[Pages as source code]

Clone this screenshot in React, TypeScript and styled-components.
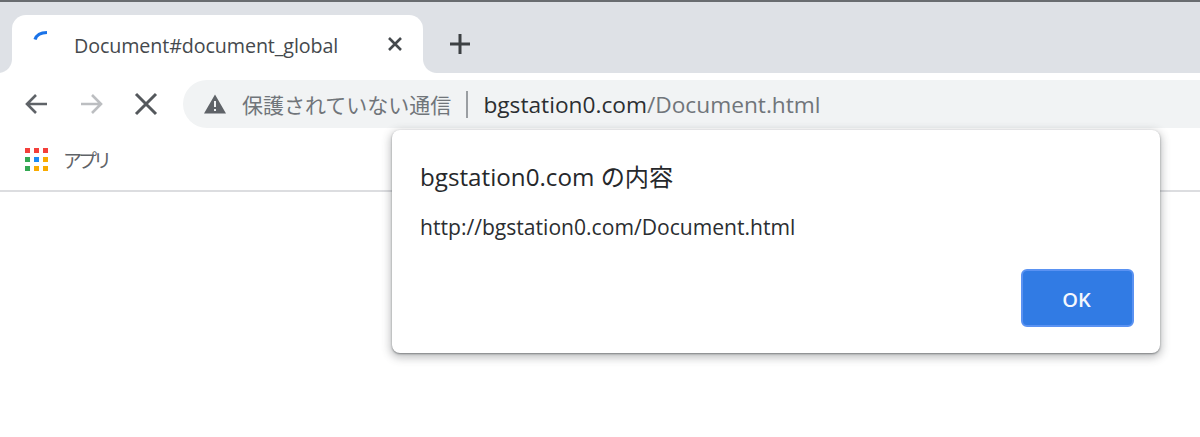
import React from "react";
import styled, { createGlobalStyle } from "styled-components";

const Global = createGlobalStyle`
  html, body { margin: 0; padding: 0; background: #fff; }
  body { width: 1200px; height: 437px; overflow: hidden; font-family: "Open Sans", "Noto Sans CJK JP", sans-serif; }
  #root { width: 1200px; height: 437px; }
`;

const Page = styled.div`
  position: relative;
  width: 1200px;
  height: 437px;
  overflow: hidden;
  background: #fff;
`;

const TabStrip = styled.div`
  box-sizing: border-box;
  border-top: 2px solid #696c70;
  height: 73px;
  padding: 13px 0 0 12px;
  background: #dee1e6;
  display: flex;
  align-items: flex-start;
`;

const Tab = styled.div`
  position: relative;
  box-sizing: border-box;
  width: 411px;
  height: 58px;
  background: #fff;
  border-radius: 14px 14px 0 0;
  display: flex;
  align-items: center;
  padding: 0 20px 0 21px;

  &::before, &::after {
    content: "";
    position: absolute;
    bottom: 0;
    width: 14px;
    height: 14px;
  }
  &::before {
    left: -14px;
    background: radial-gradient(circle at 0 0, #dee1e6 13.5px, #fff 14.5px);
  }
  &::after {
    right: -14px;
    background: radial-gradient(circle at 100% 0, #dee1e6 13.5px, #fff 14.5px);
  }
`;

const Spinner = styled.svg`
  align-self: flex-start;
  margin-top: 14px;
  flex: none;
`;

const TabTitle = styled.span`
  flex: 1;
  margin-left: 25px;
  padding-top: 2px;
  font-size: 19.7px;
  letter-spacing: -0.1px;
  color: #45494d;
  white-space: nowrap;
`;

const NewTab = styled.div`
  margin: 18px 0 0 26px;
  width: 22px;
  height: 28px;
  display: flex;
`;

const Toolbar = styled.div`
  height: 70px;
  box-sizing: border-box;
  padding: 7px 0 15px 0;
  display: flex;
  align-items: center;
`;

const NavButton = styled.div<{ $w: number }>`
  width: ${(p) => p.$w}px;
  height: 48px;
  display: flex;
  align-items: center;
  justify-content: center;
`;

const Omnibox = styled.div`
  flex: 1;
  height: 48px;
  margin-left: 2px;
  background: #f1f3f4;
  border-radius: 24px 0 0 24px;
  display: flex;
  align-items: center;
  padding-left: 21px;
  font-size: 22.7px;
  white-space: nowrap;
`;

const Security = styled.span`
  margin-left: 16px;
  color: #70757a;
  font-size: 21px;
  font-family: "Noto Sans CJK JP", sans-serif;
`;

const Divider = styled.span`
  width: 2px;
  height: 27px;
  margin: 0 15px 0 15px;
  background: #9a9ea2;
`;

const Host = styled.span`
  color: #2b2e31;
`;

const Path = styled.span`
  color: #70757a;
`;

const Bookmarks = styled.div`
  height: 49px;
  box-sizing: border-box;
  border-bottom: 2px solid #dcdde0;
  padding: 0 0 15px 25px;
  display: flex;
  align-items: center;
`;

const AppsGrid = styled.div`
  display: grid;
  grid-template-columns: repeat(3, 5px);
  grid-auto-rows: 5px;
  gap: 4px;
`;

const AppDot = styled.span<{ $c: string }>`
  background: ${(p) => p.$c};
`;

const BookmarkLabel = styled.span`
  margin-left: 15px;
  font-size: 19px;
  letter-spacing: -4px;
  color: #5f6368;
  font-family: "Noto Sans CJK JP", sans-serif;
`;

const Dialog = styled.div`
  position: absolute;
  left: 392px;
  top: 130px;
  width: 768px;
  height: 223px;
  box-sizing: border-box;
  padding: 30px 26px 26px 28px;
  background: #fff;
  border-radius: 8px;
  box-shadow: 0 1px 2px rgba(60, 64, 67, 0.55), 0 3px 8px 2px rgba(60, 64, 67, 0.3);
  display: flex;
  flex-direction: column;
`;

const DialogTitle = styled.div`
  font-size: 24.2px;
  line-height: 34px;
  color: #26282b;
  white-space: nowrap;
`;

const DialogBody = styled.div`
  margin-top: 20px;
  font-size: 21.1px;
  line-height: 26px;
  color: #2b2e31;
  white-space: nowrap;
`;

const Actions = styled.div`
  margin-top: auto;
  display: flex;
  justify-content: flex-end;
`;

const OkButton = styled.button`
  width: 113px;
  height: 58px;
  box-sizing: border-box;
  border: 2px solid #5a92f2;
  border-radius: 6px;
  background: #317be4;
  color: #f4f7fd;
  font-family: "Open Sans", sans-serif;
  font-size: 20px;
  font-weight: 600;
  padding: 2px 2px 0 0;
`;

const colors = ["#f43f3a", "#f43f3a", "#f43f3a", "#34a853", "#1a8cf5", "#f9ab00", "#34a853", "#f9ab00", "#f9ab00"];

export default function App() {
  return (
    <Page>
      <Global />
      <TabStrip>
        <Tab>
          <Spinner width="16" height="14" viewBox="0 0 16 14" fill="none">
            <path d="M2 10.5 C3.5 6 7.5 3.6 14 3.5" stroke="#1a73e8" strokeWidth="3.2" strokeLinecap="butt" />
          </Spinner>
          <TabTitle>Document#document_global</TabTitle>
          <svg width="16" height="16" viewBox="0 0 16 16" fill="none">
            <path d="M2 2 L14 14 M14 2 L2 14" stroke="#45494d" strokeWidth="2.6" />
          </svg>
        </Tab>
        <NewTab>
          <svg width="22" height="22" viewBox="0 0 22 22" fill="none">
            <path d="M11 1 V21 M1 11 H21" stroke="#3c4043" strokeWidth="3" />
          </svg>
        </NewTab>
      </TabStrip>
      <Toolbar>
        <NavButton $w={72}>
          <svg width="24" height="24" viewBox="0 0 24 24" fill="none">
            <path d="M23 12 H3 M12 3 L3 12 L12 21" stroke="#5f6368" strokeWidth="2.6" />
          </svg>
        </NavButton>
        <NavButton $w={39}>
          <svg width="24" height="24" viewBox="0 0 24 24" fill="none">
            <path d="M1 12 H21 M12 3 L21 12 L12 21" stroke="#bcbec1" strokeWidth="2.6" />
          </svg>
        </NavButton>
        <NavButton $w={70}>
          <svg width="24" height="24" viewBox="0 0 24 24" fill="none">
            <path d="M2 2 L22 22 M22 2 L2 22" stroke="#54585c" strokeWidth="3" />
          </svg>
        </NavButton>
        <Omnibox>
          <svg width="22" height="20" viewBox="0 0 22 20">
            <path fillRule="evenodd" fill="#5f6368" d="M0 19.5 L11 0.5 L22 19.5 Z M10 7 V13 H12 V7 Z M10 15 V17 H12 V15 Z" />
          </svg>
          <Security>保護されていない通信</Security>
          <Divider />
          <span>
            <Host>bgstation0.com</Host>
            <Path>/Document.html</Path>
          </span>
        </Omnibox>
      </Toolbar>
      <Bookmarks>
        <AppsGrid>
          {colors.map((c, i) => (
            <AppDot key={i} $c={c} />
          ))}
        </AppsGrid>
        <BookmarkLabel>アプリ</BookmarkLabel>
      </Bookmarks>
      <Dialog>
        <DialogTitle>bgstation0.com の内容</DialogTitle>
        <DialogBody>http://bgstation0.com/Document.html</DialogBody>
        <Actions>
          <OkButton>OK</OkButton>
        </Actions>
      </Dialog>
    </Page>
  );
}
...
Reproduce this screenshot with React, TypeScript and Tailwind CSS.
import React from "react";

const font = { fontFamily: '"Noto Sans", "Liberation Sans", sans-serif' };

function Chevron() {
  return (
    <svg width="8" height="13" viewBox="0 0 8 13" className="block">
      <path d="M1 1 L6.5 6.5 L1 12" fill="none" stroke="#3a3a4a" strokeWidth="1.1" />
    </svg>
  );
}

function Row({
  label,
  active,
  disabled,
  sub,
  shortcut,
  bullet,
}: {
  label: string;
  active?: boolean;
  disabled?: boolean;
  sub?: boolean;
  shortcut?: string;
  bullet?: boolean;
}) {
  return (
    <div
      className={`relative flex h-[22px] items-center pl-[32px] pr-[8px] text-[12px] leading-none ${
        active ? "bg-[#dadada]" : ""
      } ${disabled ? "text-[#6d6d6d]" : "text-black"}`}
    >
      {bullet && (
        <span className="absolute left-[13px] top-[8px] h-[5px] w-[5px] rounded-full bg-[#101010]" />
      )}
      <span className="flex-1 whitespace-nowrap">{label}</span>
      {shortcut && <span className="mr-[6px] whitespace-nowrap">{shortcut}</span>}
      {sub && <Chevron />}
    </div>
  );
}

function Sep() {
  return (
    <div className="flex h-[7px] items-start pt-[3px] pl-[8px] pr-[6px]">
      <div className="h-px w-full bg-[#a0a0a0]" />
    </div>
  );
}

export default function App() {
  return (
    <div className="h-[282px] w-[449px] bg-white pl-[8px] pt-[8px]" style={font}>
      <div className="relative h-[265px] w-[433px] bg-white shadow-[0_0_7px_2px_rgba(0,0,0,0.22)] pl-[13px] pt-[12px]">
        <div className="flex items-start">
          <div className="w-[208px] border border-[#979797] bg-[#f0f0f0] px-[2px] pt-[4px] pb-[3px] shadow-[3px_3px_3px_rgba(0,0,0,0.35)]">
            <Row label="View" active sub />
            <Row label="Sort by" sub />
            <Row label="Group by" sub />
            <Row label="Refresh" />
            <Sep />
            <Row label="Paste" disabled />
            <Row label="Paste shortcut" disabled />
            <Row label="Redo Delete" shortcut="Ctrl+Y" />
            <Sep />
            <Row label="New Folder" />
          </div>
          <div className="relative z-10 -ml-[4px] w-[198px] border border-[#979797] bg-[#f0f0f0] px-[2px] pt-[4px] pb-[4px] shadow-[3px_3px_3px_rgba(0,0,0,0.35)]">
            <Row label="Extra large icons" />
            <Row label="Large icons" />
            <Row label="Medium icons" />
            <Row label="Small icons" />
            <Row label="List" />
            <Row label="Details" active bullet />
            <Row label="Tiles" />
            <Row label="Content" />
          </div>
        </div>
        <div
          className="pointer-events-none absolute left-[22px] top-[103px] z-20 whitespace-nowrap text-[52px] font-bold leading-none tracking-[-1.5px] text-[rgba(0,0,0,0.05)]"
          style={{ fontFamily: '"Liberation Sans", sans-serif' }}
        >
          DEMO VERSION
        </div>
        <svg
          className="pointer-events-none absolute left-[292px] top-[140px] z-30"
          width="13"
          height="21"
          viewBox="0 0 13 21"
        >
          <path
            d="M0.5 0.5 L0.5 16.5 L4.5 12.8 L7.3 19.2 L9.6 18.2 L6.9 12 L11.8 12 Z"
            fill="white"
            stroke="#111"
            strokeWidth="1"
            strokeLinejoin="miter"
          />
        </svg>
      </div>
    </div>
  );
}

=== Your goal ===
Show the lines of the data that hold the word "screenshot".

=== Result for this exercise ===
Clone this screenshot in React, TypeScript and styled-components.
Reproduce this screenshot with React, TypeScript and Tailwind CSS.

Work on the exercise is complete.